Just don’t show up dressed like a hoochie mama, with high-heel boots and jeans that were spray-painted on your body, and expect to be taken seriously.

Suppose the Jets' PR director intercepted Sainz on the way to the locker room and told her that she needed to change into more appropriate clothes before she'd be allowed in. That would have solved everything. Don't you get the feeling she'd have felt equally aggrieved?

Carl Crawford’s cardinal sin
Tampa Bay’s Carl Crawford made the final out of Tuesday night’s game against the Yankees trying to take third base on a fly ball. He was skewered in the media for it. He shouldn’t have been.

It is true that making the final out of any inning at third base is just about the worst mental error a ballplayer can make.
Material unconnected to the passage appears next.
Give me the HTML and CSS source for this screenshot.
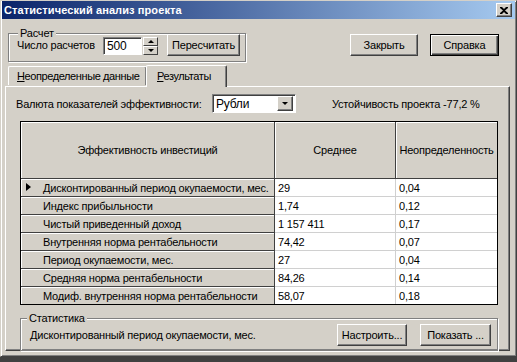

You are already in position to score a run – in this case the tying run in the bottom of the ninth – on nearly any base hit to the outfield. Advancing to third base with two outs gives the runner so little extra chance to score, it is not worth the risk of being thrown out. Hence, the unwritten rule is this: don’t try for third unless you are absolutely sure you will make it.

It’s a good rule. Here’s the problem: nobody can ever be absolutely sure of making it, in a literal sense. One can only be pretty darn sure. When we see a player make it safely to third, we say, “well, he took a risk, but he made it, so it was a good risk.” How ingenious – hindsight.

Nonsense. Carl Crawford is one of the fastest players in the sport. He tagged up on a fly ball right on the rightfield line, medium-deep. He was thrown out on a sniper-rifle throw from a September-call-up outfielder, Greg Golson. If I’m Carl Crawford, I’m absolutely sure I’m going to make it. About as sure as one can be without hindsight.

Let’s put it this way: When I saw Golson settling under the ball, as a Yankee fan, my thought was, “OK, so we’ve got two outs; Crawford will be at third, but who cares?” I’m pretty sure this was a reasonable thought, shared by many. Golson’s throw was as shocking to me as it surely was to Crawford.